▸ **Information given**
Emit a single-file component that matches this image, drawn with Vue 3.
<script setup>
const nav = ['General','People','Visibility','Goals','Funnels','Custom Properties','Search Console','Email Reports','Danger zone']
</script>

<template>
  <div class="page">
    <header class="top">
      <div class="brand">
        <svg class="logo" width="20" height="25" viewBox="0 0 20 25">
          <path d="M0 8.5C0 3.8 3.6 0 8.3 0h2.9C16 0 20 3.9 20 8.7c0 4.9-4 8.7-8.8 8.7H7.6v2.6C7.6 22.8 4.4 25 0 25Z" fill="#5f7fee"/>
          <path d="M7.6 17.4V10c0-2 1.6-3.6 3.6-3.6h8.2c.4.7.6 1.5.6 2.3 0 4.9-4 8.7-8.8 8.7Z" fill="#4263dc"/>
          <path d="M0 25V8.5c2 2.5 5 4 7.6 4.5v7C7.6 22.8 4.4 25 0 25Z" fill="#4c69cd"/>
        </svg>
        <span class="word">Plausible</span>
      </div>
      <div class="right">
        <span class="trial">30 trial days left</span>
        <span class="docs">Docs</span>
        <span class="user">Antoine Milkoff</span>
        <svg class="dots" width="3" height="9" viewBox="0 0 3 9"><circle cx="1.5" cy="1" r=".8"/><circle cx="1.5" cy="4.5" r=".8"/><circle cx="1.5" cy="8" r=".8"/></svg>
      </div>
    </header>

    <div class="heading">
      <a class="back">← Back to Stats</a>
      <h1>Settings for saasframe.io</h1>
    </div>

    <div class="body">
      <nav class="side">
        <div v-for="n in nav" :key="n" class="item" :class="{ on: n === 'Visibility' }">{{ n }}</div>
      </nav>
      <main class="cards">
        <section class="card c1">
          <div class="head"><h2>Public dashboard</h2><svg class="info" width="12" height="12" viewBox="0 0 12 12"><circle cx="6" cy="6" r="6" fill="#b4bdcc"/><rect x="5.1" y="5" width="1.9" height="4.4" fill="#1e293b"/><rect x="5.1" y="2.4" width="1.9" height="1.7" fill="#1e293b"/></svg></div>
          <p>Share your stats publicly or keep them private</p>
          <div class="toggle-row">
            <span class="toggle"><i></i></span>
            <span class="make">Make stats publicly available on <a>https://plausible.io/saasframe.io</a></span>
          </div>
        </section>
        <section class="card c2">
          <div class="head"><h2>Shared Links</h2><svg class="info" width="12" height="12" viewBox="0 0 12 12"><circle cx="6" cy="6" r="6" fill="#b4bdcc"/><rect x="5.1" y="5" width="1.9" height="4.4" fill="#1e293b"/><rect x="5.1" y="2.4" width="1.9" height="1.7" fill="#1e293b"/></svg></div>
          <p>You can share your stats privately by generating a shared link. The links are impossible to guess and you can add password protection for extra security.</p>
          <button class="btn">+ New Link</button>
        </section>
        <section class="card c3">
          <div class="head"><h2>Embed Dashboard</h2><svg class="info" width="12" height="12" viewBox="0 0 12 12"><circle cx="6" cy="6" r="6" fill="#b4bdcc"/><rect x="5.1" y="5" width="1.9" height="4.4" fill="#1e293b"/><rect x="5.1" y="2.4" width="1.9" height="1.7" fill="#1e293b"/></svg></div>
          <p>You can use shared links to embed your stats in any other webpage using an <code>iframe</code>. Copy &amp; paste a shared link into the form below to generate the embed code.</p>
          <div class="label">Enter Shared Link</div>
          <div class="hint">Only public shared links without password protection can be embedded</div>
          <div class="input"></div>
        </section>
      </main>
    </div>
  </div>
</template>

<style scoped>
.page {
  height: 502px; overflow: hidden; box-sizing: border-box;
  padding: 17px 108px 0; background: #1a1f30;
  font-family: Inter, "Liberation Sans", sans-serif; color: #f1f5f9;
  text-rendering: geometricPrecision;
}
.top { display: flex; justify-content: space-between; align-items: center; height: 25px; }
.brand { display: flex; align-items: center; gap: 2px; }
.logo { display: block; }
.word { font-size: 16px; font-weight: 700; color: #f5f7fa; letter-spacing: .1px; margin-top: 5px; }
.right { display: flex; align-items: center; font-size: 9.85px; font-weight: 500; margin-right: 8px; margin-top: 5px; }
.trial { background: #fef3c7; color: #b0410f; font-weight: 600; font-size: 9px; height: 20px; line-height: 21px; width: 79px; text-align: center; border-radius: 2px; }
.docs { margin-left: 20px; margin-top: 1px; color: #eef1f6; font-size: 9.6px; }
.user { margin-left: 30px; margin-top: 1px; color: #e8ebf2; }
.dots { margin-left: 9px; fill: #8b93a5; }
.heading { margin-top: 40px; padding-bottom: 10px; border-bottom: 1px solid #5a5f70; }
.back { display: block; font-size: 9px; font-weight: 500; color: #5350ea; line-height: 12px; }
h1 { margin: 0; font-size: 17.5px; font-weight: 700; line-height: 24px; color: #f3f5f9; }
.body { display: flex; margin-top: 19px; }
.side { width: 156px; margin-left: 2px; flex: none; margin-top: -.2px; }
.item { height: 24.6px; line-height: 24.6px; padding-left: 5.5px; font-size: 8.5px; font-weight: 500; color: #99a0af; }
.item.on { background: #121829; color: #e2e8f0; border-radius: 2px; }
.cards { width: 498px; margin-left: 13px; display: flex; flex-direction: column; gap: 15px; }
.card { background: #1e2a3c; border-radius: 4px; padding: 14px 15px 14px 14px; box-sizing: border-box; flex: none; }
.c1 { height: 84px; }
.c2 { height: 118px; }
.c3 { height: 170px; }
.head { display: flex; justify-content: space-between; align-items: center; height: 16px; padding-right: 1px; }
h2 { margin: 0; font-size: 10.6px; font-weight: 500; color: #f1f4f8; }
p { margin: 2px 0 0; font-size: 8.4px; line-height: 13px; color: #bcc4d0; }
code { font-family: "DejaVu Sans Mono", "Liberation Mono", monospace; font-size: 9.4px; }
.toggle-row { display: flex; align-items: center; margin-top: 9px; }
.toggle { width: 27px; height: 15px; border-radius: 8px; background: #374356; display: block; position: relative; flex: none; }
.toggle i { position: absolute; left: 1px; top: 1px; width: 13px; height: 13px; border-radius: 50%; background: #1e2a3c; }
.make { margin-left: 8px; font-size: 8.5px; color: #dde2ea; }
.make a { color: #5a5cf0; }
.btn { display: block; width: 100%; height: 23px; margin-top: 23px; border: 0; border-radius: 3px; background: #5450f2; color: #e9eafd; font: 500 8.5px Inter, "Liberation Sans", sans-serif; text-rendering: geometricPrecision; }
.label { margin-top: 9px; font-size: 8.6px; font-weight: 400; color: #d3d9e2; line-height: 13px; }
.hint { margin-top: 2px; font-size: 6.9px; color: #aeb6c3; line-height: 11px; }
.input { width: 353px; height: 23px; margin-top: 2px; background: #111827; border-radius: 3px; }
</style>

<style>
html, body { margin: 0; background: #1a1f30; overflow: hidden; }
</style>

--

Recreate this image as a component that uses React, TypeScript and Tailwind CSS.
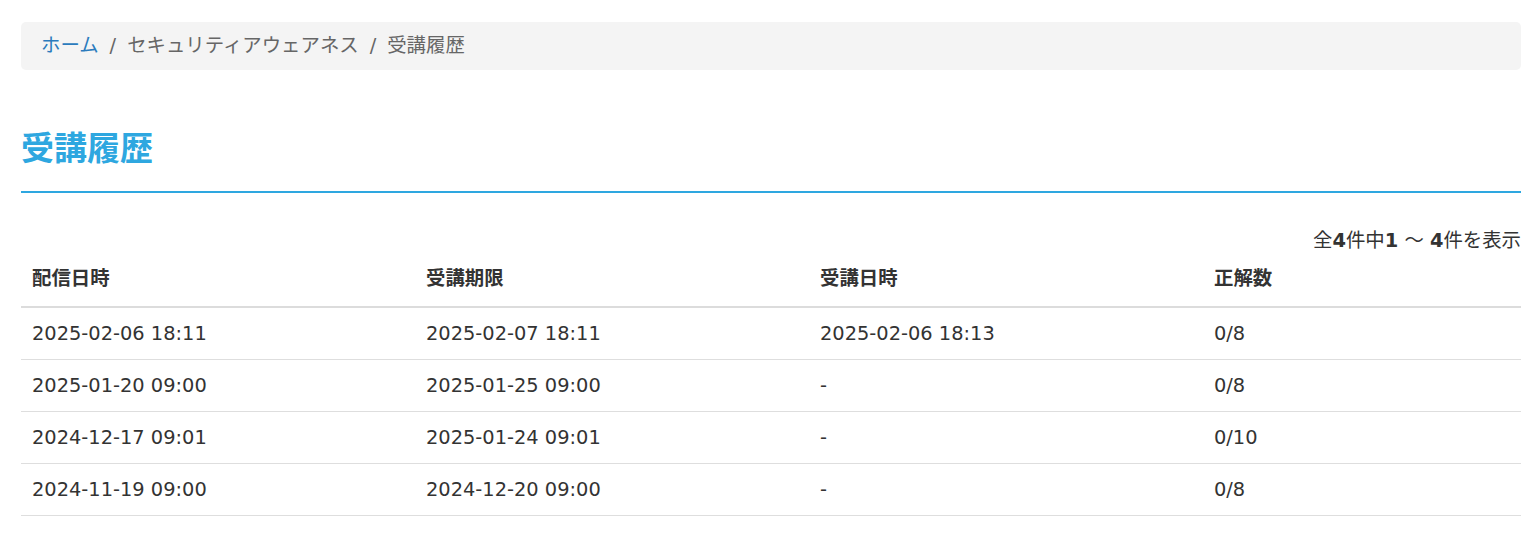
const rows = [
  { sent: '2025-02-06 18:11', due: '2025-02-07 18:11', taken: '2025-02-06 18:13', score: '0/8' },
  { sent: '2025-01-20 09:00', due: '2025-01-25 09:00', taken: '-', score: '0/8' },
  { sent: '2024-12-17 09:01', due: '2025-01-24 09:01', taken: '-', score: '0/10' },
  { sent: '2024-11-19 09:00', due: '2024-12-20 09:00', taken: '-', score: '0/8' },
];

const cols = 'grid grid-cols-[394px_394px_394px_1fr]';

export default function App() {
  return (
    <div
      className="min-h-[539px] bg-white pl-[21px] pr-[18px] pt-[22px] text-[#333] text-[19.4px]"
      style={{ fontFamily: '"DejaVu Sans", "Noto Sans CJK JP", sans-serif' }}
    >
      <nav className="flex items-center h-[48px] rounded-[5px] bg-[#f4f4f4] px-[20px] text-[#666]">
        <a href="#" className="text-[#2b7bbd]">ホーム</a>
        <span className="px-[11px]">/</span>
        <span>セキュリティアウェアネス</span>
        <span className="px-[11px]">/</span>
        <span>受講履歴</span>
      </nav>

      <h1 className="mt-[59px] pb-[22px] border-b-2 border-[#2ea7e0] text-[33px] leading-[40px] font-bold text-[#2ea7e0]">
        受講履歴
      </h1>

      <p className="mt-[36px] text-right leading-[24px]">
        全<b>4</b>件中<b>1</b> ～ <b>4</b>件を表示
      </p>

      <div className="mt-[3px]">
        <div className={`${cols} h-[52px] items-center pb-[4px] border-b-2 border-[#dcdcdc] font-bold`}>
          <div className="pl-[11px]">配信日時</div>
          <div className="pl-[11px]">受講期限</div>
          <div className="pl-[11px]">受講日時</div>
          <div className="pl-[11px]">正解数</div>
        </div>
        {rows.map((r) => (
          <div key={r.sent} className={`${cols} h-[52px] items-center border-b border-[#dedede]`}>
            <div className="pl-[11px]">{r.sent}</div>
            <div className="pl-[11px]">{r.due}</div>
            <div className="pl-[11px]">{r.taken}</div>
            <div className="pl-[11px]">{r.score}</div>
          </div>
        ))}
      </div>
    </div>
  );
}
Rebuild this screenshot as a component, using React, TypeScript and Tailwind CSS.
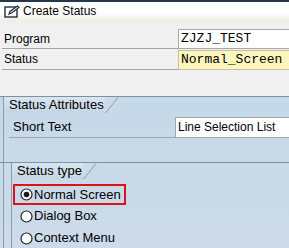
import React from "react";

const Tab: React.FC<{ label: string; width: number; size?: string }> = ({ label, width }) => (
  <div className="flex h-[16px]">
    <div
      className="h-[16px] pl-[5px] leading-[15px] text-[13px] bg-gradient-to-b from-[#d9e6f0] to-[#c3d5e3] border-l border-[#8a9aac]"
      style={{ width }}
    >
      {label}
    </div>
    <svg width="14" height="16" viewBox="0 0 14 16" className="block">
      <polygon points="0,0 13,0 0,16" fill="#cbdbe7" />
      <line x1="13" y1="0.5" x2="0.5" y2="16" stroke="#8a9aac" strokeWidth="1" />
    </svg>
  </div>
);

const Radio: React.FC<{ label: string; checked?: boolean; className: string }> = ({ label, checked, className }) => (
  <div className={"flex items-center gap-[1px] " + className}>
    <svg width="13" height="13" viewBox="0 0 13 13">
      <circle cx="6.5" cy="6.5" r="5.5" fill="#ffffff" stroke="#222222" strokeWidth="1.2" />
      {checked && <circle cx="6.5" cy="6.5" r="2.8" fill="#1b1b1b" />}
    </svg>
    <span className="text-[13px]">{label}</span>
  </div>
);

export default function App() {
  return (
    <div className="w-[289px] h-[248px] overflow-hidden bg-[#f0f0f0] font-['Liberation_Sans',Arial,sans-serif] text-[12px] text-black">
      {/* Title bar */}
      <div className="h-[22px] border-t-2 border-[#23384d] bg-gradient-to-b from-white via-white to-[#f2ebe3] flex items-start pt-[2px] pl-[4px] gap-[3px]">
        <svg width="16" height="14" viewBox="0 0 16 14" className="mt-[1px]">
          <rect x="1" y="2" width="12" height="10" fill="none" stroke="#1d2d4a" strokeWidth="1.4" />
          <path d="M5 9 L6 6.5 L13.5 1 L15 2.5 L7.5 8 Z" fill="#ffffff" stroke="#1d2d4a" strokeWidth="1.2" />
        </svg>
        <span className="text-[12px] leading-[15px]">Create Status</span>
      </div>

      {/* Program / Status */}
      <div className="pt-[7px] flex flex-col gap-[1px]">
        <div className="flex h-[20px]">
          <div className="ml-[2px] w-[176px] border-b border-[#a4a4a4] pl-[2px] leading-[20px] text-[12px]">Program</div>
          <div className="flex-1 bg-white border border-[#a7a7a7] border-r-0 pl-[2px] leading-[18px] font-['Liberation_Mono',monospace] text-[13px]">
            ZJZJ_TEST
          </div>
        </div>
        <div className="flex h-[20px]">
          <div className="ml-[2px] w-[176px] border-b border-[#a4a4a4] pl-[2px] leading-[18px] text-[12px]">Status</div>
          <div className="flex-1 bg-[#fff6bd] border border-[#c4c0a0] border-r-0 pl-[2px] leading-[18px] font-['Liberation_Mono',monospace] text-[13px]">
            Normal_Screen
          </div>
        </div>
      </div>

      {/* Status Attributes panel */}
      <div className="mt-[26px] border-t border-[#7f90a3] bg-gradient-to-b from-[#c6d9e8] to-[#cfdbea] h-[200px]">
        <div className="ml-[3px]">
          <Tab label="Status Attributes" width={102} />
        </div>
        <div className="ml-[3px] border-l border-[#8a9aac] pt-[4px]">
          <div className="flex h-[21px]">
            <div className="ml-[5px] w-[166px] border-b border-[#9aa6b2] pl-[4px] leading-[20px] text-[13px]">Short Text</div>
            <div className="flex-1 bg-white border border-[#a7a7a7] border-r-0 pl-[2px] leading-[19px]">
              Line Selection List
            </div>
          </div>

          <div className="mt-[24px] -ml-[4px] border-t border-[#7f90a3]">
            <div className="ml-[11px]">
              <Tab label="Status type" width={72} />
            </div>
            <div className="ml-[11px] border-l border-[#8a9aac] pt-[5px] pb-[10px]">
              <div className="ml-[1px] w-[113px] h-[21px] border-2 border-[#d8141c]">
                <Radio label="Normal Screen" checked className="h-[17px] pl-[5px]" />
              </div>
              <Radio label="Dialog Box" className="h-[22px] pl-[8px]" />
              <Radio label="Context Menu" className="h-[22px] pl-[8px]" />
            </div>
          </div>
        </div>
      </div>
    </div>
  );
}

==

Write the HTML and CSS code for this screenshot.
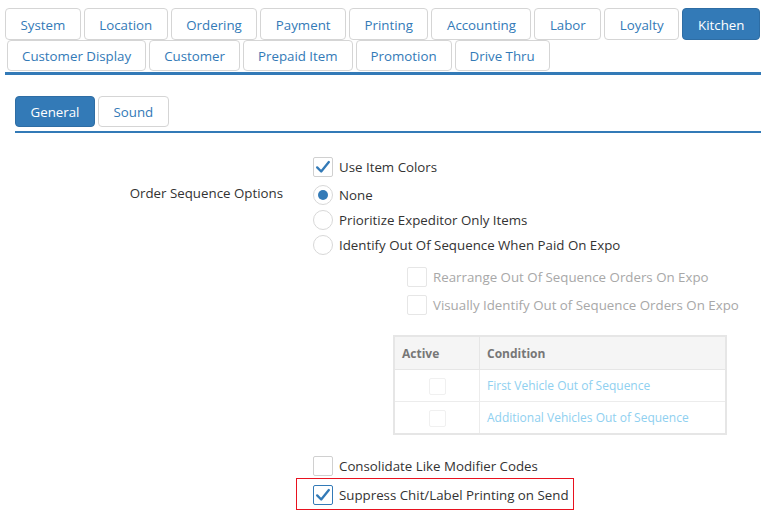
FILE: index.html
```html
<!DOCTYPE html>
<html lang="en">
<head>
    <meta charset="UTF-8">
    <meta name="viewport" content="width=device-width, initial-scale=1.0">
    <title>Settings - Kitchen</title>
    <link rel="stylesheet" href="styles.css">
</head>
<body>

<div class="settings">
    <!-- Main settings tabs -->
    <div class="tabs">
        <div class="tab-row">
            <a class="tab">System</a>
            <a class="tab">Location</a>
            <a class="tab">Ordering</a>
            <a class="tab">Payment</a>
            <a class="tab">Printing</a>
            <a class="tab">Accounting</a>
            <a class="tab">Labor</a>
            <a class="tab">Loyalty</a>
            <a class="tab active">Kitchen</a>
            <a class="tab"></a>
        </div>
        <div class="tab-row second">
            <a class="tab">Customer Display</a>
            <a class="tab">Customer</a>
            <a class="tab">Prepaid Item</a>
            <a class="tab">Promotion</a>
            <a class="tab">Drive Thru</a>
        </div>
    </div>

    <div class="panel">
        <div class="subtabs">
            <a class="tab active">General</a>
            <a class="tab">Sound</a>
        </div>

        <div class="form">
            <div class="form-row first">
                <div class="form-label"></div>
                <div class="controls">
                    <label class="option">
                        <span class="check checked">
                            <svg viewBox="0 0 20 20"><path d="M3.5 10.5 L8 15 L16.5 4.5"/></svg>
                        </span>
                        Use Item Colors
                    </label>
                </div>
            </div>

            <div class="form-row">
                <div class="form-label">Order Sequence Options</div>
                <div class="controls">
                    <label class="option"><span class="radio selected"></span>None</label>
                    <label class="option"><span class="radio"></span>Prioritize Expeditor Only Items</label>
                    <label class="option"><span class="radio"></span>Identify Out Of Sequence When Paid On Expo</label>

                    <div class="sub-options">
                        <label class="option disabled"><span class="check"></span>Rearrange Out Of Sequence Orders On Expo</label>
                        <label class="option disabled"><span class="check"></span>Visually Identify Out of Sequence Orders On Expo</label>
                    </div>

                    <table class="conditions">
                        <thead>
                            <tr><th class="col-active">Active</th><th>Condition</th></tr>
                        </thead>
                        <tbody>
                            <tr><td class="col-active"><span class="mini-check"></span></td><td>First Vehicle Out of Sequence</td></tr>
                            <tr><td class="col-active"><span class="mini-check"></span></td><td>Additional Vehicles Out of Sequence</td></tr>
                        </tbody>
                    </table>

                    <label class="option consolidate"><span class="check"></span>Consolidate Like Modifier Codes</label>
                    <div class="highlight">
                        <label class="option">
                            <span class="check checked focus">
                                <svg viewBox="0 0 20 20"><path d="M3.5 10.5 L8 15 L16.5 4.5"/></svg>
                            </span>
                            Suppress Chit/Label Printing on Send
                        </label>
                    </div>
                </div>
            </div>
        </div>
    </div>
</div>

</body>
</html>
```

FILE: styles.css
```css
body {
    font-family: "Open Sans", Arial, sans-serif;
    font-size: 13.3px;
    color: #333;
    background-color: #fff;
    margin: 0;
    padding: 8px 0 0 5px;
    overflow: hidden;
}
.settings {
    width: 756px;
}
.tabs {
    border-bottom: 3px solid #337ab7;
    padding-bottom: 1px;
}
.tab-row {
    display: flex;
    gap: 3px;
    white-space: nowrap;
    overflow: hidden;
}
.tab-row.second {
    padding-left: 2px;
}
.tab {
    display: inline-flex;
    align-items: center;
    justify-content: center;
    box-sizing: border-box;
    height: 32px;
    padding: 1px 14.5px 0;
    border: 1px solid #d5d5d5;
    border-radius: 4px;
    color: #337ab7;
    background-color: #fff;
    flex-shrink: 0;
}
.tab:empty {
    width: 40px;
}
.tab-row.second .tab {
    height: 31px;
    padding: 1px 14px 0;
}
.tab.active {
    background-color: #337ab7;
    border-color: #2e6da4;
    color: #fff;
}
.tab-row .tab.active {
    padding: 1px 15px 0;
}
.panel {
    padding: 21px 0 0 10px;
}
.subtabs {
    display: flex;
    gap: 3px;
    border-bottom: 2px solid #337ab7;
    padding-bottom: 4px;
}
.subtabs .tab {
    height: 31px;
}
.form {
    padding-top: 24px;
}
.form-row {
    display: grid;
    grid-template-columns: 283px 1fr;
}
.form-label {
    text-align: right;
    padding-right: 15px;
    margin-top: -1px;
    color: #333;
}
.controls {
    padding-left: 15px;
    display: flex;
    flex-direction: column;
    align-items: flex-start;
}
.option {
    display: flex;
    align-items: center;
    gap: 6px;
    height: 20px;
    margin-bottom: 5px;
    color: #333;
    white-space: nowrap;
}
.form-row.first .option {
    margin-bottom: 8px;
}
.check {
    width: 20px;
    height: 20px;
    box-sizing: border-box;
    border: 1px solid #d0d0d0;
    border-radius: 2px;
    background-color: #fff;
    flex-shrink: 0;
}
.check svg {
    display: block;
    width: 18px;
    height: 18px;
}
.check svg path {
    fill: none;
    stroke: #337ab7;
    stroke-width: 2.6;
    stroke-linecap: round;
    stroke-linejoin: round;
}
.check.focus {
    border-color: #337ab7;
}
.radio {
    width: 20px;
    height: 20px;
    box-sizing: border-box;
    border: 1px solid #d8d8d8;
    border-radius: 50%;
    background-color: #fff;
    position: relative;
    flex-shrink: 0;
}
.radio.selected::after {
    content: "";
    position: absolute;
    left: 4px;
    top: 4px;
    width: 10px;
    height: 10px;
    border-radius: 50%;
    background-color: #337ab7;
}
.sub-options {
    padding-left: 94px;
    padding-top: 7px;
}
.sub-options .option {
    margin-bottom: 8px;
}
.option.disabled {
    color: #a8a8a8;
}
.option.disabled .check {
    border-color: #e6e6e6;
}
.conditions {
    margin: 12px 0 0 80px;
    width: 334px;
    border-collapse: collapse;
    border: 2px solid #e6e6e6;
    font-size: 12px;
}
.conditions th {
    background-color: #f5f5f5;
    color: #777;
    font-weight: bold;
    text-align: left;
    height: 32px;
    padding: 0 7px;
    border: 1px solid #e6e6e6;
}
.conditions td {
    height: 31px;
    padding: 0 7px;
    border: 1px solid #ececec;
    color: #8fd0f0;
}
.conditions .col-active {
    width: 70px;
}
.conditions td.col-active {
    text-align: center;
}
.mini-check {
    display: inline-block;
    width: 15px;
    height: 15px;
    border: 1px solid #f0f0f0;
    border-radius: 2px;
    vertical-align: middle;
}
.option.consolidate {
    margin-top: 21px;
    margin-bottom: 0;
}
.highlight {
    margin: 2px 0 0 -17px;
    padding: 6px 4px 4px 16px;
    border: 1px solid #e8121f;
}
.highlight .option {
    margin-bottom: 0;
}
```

▸ **Your objective**
In the listing above, find the line with "Recreate this image" and the line with "import React from". Set down exactly those lines and everything between them, skipping pictures.

▸ **Exercise answer**
Recreate this image as a component that uses React, TypeScript and Tailwind CSS.
const rows = [
  { sent: '2025-02-06 18:11', due: '2025-02-07 18:11', taken: '2025-02-06 18:13', score: '0/8' },
  { sent: '2025-01-20 09:00', due: '2025-01-25 09:00', taken: '-', score: '0/8' },
  { sent: '2024-12-17 09:01', due: '2025-01-24 09:01', taken: '-', score: '0/10' },
  { sent: '2024-11-19 09:00', due: '2024-12-20 09:00', taken: '-', score: '0/8' },
];

const cols = 'grid grid-cols-[394px_394px_394px_1fr]';

export default function App() {
  return (
    <div
      className="min-h-[539px] bg-white pl-[21px] pr-[18px] pt-[22px] text-[#333] text-[19.4px]"
      style={{ fontFamily: '"DejaVu Sans", "Noto Sans CJK JP", sans-serif' }}
    >
      <nav className="flex items-center h-[48px] rounded-[5px] bg-[#f4f4f4] px-[20px] text-[#666]">
        <a href="#" className="text-[#2b7bbd]">ホーム</a>
        <span className="px-[11px]">/</span>
        <span>セキュリティアウェアネス</span>
        <span className="px-[11px]">/</span>
        <span>受講履歴</span>
      </nav>

      <h1 className="mt-[59px] pb-[22px] border-b-2 border-[#2ea7e0] text-[33px] leading-[40px] font-bold text-[#2ea7e0]">
        受講履歴
      </h1>

      <p className="mt-[36px] text-right leading-[24px]">
        全<b>4</b>件中<b>1</b> ～ <b>4</b>件を表示
      </p>

      <div className="mt-[3px]">
        <div className={`${cols} h-[52px] items-center pb-[4px] border-b-2 border-[#dcdcdc] font-bold`}>
          <div className="pl-[11px]">配信日時</div>
          <div className="pl-[11px]">受講期限</div>
          <div className="pl-[11px]">受講日時</div>
          <div className="pl-[11px]">正解数</div>
        </div>
        {rows.map((r) => (
          <div key={r.sent} className={`${cols} h-[52px] items-center border-b border-[#dedede]`}>
            <div className="pl-[11px]">{r.sent}</div>
            <div className="pl-[11px]">{r.due}</div>
            <div className="pl-[11px]">{r.taken}</div>
            <div className="pl-[11px]">{r.score}</div>
          </div>
        ))}
      </div>
    </div>
  );
}
Rebuild this screenshot as a component, using React, TypeScript and Tailwind CSS.
import React from "react";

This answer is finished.